## Data shown
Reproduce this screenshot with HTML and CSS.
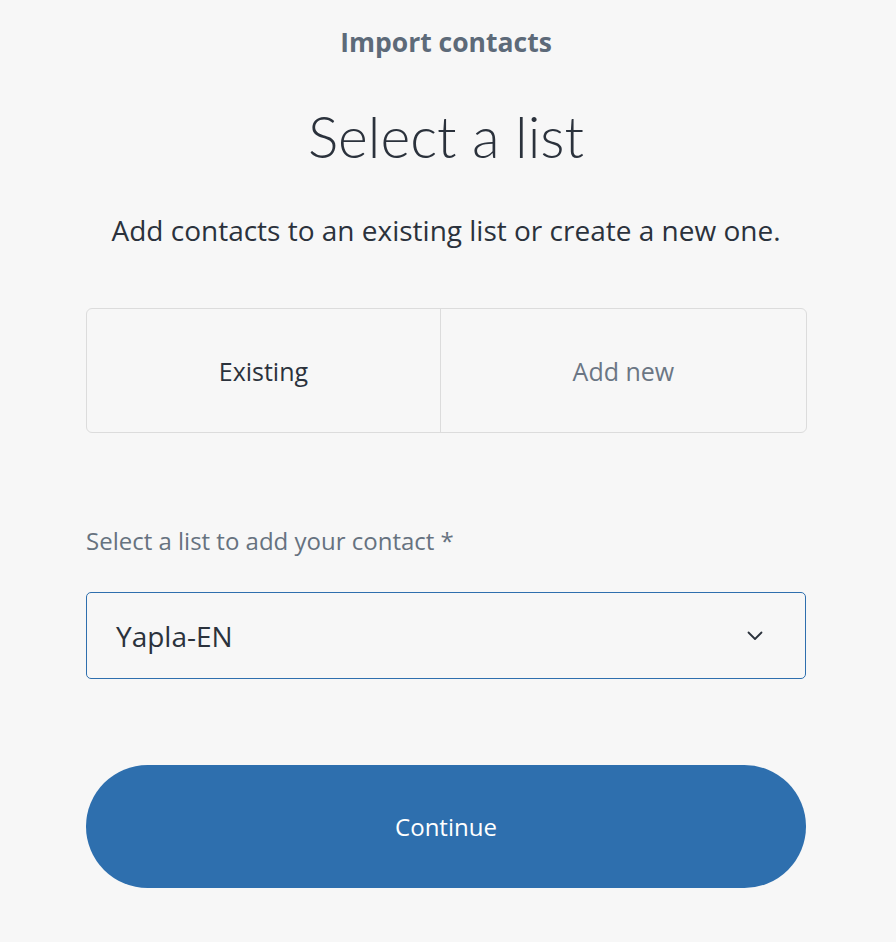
FILE: index.html
```html
<!DOCTYPE html>
<html lang="en">
<head>
<meta charset="utf-8">
<title>Import contacts</title>
<link rel="stylesheet" href="styles.css">
</head>
<body>
<main class="page">
  <header class="head">
    <div class="kicker">Import contacts</div>
    <h1 class="title">Select a list</h1>
    <p class="lead">Add contacts to an existing list or create a new one.</p>
  </header>
  <div class="tabs">
    <button class="tab tab-active">Existing</button>
    <button class="tab">Add new</button>
  </div>
  <div class="field">
    <label class="label">Select a list to add your contact *</label>
    <div class="select">
      <span class="select-value">Yapla-EN</span>
      <svg class="chev" width="16" height="10" viewBox="0 0 16 10"><path d="M1.5 1.5 L8 8 L14.5 1.5" fill="none" stroke="#2b323c" stroke-width="1.8" stroke-linecap="round" stroke-linejoin="round"/></svg>
    </div>
  </div>
  <button class="continue">Continue</button>
</main>
</body>
</html>
```
FILE: styles.css
```css
html, body {
  margin: 0;
  padding: 0;
  background: #f7f7f7;
}
body {
  font-family: "Open Sans", "Lato", sans-serif;
  color: #2b323c;
}
.page {
  width: 720px;
  margin: 0 0 0 86px;
  padding-top: 26px;
  display: flex;
  flex-direction: column;
}
.head {
  display: flex;
  flex-direction: column;
  align-items: center;
  text-align: center;
}
.kicker {
  font-size: 26.5px;
  font-weight: 700;
  color: #5d6a79;
  line-height: 32px;
}
.title {
  margin: 43px 0 0;
  font-family: "Lato", sans-serif;
  font-size: 57px;
  font-weight: 300;
  line-height: 70px;
  color: #2b323c;
}
.lead {
  margin: 41px 0 0;
  font-size: 28px;
  line-height: 36px;
  color: #2b323c;
  white-space: nowrap;
}
.tabs {
  margin-top: 60px;
  width: 721px;
  height: 125px;
  display: flex;
  border: 1px solid #dcdcdc;
  border-radius: 6px;
  box-sizing: border-box;
  overflow: hidden;
}
.tab {
  flex: 1 1 auto;
  border: 0;
  background: transparent;
  font-family: inherit;
  font-size: 25px;
  color: #6b7684;
  padding: 0;
}
.tab + .tab {
  border-left: 1px solid #dcdcdc;
}
.tab-active {
  color: #2b323c;
}
.field {
  margin-top: 92px;
  display: flex;
  flex-direction: column;
}
.label {
  font-size: 24px;
  line-height: 32px;
  color: #66727f;
}
.select {
  margin-top: 35px;
  height: 87px;
  box-sizing: border-box;
  border: 1px solid #2e6fae;
  border-radius: 5px;
  display: flex;
  align-items: center;
  justify-content: space-between;
  padding: 0 42px 0 29px;
}
.select-value {
  font-size: 28px;
  color: #2b323c;
}
.chev {
  display: block;
}
.continue {
  margin-top: 86px;
  height: 123px;
  border: 0;
  border-radius: 62px;
  background: #2e6fae;
  color: #ffffff;
  font-family: inherit;
  font-size: 24px;
}
```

## Goal
Transcribe the full listing character for character. Pictures are excluded.

## Reply
Reproduce this screenshot with HTML and CSS.
FILE: index.html
```html
<!DOCTYPE html>
<html lang="en">
<head>
<meta charset="utf-8">
<title>Import contacts</title>
<link rel="stylesheet" href="styles.css">
</head>
<body>
<main class="page">
  <header class="head">
    <div class="kicker">Import contacts</div>
    <h1 class="title">Select a list</h1>
    <p class="lead">Add contacts to an existing list or create a new one.</p>
  </header>
  <div class="tabs">
    <button class="tab tab-active">Existing</button>
    <button class="tab">Add new</button>
  </div>
  <div class="field">
    <label class="label">Select a list to add your contact *</label>
    <div class="select">
      <span class="select-value">Yapla-EN</span>
      <svg class="chev" width="16" height="10" viewBox="0 0 16 10"><path d="M1.5 1.5 L8 8 L14.5 1.5" fill="none" stroke="#2b323c" stroke-width="1.8" stroke-linecap="round" stroke-linejoin="round"/></svg>
    </div>
  </div>
  <button class="continue">Continue</button>
</main>
</body>
</html>
```
FILE: styles.css
```css
html, body {
  margin: 0;
  padding: 0;
  background: #f7f7f7;
}
body {
  font-family: "Open Sans", "Lato", sans-serif;
  color: #2b323c;
}
.page {
  width: 720px;
  margin: 0 0 0 86px;
  padding-top: 26px;
  display: flex;
  flex-direction: column;
}
.head {
  display: flex;
  flex-direction: column;
  align-items: center;
  text-align: center;
}
.kicker {
  font-size: 26.5px;
  font-weight: 700;
  color: #5d6a79;
  line-height: 32px;
}
.title {
  margin: 43px 0 0;
  font-family: "Lato", sans-serif;
  font-size: 57px;
  font-weight: 300;
  line-height: 70px;
  color: #2b323c;
}
.lead {
  margin: 41px 0 0;
  font-size: 28px;
  line-height: 36px;
  color: #2b323c;
  white-space: nowrap;
}
.tabs {
  margin-top: 60px;
  width: 721px;
  height: 125px;
  display: flex;
  border: 1px solid #dcdcdc;
  border-radius: 6px;
  box-sizing: border-box;
  overflow: hidden;
}
.tab {
  flex: 1 1 auto;
  border: 0;
  background: transparent;
  font-family: inherit;
  font-size: 25px;
  color: #6b7684;
  padding: 0;
}
.tab + .tab {
  border-left: 1px solid #dcdcdc;
}
.tab-active {
  color: #2b323c;
}
.field {
  margin-top: 92px;
  display: flex;
  flex-direction: column;
}
.label {
  font-size: 24px;
  line-height: 32px;
  color: #66727f;
}
.select {
  margin-top: 35px;
  height: 87px;
  box-sizing: border-box;
  border: 1px solid #2e6fae;
  border-radius: 5px;
  display: flex;
  align-items: center;
  justify-content: space-between;
  padding: 0 42px 0 29px;
}
.select-value {
  font-size: 28px;
  color: #2b323c;
}
.chev {
  display: block;
}
.continue {
  margin-top: 86px;
  height: 123px;
  border: 0;
  border-radius: 62px;
  background: #2e6fae;
  color: #ffffff;
  font-family: inherit;
  font-size: 24px;
}
```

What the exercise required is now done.